LOS ANGELES (TIP): Researchers have taken inspiration from the cockroach to create a robot that can use its body shape to manoeuvre through a densely cluttered environment.
Fitted with the characteristic rounded shell of the discoid cockroach, the running robot can perform a roll manoeuvre to slip through gaps between grass-like vertical beam obstacles without the need for additional sensors or motors. While many terrestrial robots are developed with a view to perform a wide range of tasks by avoiding obstacles, few have been specifically designed to traverse obstacles.

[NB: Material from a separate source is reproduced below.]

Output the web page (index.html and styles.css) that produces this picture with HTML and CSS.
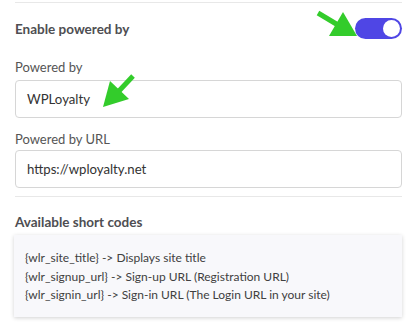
FILE: index.html
```html
<!DOCTYPE html>
<html>
<head>
<meta charset="utf-8">
<link rel="stylesheet" href="styles.css">
</head>
<body>
<div class="panel">
  <div class="divider top-divider"></div>
  <div class="toggle-row">
    <span class="heading">Enable powered by</span>
    <span class="toggle"><span class="knob"></span></span>
  </div>
  <label class="label first-label">Powered by</label>
  <div class="field">WPLoyalty</div>
  <label class="label second-label">Powered by URL</label>
  <div class="field">https://wployalty.net</div>
  <div class="divider bottom-divider"></div>
  <div class="heading codes-heading">Available short codes</div>
  <div class="codes">
    <div>{wlr_site_title} -&gt; Displays site title</div>
    <div>{wlr_signup_url} -&gt; Sign-up URL (Registration URL)</div>
    <div>{wlr_signin_url} -&gt; Sign-in URL (The Login URL in your site)</div>
  </div>
</div>
<svg class="arrows" width="418" height="326" viewBox="0 0 418 326">
  <line x1="318" y1="13" x2="338" y2="25" stroke="#33cc2b" stroke-width="5"/>
  <polygon points="357,36 329,36 343,12" fill="#33cc2b"/>
  <line x1="133" y1="76" x2="119" y2="91" stroke="#33cc2b" stroke-width="5"/>
  <polygon points="103,107 110,81 129,99" fill="#33cc2b"/>
</svg>
</body>
</html>
```
FILE: styles.css
```css
* { box-sizing: border-box; }
html, body {
  margin: 0;
  padding: 0;
  background: #ffffff;
}
body {
  width: 418px;
  height: 326px;
  position: relative;
  overflow: hidden;
  font-family: Lato, "Liberation Sans", sans-serif;
  color: #555555;
}
.panel {
  padding: 0 16px 0 15px;
  display: flex;
  flex-direction: column;
}
.divider {
  height: 1px;
  background: #e8e8e8;
}
.top-divider { margin-top: 2px; }
.toggle-row {
  margin-top: 15px;
  height: 21px;
  display: flex;
  align-items: center;
  justify-content: space-between;
}
.heading {
  font-size: 13.5px;
  font-weight: 700;
  color: #4e4e52;
  line-height: 16px;
}
.toggle {
  width: 47px;
  height: 21px;
  border-radius: 11px;
  background: #4f46e5;
  display: flex;
  align-items: center;
  justify-content: flex-end;
  padding-right: 2px;
}
.knob {
  width: 17px;
  height: 17px;
  border-radius: 50%;
  background: #ffffff;
}
.label {
  font-size: 13px;
  line-height: 16px;
  color: #555555;
}
.first-label { margin-top: 20px; margin-bottom: 5px; }
.second-label { margin-top: 13px; margin-bottom: 3px; }
.field {
  height: 38px;
  border: 1px solid #d6d6d6;
  border-radius: 4px;
  padding: 0 11px;
  display: flex;
  align-items: center;
  font-size: 13.2px;
  color: #333333;
}
.bottom-divider { margin-top: 8px; }
.codes-heading { margin-top: 17px; }
.codes {
  margin-top: 5px;
  margin-left: -1px;
  height: 82px;
  background: #f8f8fb;
  box-shadow: 0 1px 4px rgba(0, 0, 0, 0.18);
  padding: 14px 11px 0 11px;
  font-size: 12px;
  line-height: 18.5px;
  color: #404040;
}
.arrows {
  position: absolute;
  left: 0;
  top: 0;
  pointer-events: none;
}
```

“The majority of robotics studies have been solving the problem of obstacles by avoiding them, which depends on using sensors to map out the environment and algorithms that plan a path to go around obstacles,” said study author Chen Li, from the University of California. “However, when terrain becomes densely cluttered, especially as gaps between obstacles become comparable or even smaller than robot size, this approach starts to run into problems.”
In their research, the scientists used high-speed cameras to study the movement of discoid cockroaches through an artificial obstacle course containing grass-like vertical beams with small spacing.
Living on the floor of tropical rainforests, this specific type of cockroach frequently encounters a wide variety of cluttered obstacles, such as blades of grass, shrubs, leaf litter, tree trunks, and fungi.
The cockroaches were fitted with three different artificial shells to see how their movement was affected by body shape when moving through the vertical beams. The shapes of the three shells were: an oval cone with a similar shape to the cockroaches’ body; a flat oval; and a flat rectangle.
When the cockroaches were unmodified, the researchers found that, although they sometimes pushed through the beams or climbed over them, they most frequently used a fast and effective roll manoeuvre to slip through the obstacles.
In these instances, the cockroaches rolled their body so that their thin sides could fit through the gaps and their legs could push off the beams to help them manoeuvre through the obstacles.
As their body became less rounded by wearing the three artificial shells, it became harder for the cockroaches to move through the obstacles, because they were less able to perform the fast and effective roll manoeuvre.
After examining the cockroaches, the researchers then tested a small, rectangular, six-legged robot and observed whether it was able to traverse a similar obstacle course.
The researchers found that with a rectangular body the robot could rarely traverse the grass-like beams, and frequently collided with the obstacles and became stuck between them.
When the robot was fitted with the cockroach-inspired rounded shell, it was much more likely to successfully move through the obstacle course using a similar roll manoeuvre to the cockroaches.